Reports: DNI654240-DNI6: Mesoscale Simulation and Machine Learning of Asphaltene Aggregation
Andrew L. Ferguson, PhD, University of Illinois at Urbana-Champaign
Doctoral research student, Jiang Wang (Physics, UIUC) was recruited to perform the proposed work, and commenced this research position at the beginning of the Fall semester on 08/16/14. Over the course of the last month, Jiang has been familiarizing himself with the asphaltene literature, and – under my supervision and guidance – is currently constructing atomically-detailed molecular models of a prototypical asphaltene molecule – C42H47NS, MW = 597 Da (E.S. Boek et al. Energ. Fuel. 23 1209 (2009)) – and the canonical good and poor asphaltene solvents, toluene and n-heptane, and developing coarse-grained representations of these molecules under the MARTINI force field (S.J. Marrink et al. J. Phys. Chem. B 111 7812 (2007); S.J. Marrink & D.P. Tieleman Chem. Soc. Reviews 42 6801 (2013)). We will commence preliminary mesoscale molecular dynamics simulations of asphaltene assembly using the GROMACS simulations suite (S. Pronk et al. Bioinf. 29 845 (2013)) within the coming weeks.
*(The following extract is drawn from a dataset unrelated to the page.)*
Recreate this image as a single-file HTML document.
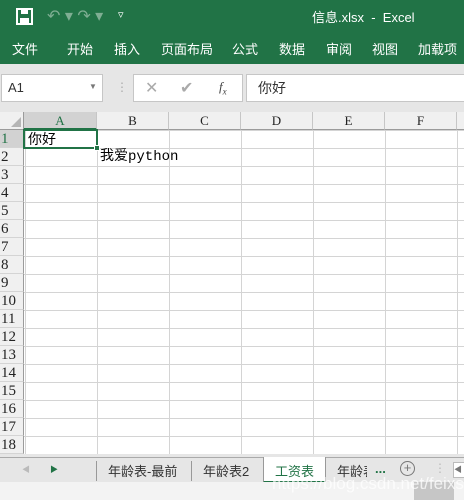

We will first validate our coarse-grained models by comparing the dimerization potential of mean force against that computed from fully atomistic simulations (M. Sedghi et al. J. Phys. Chem. B 117 5765 (2013)), and adjust the coarse-grained model as necessary. As a contingency in the event of unacceptably poor atomistic agreement, we will instead employ a less severely coarse-grained united-atom model (J.S. Hansen et al. J. Chem. Phys. 138 094508 (2013)). We will subsequently embark upon the first aim of this work to perform large mesoscale simulations of the aggregation of ~100 asphaltene molecules at 7 wt% concentration using the UIUC campus supercomputing facilities.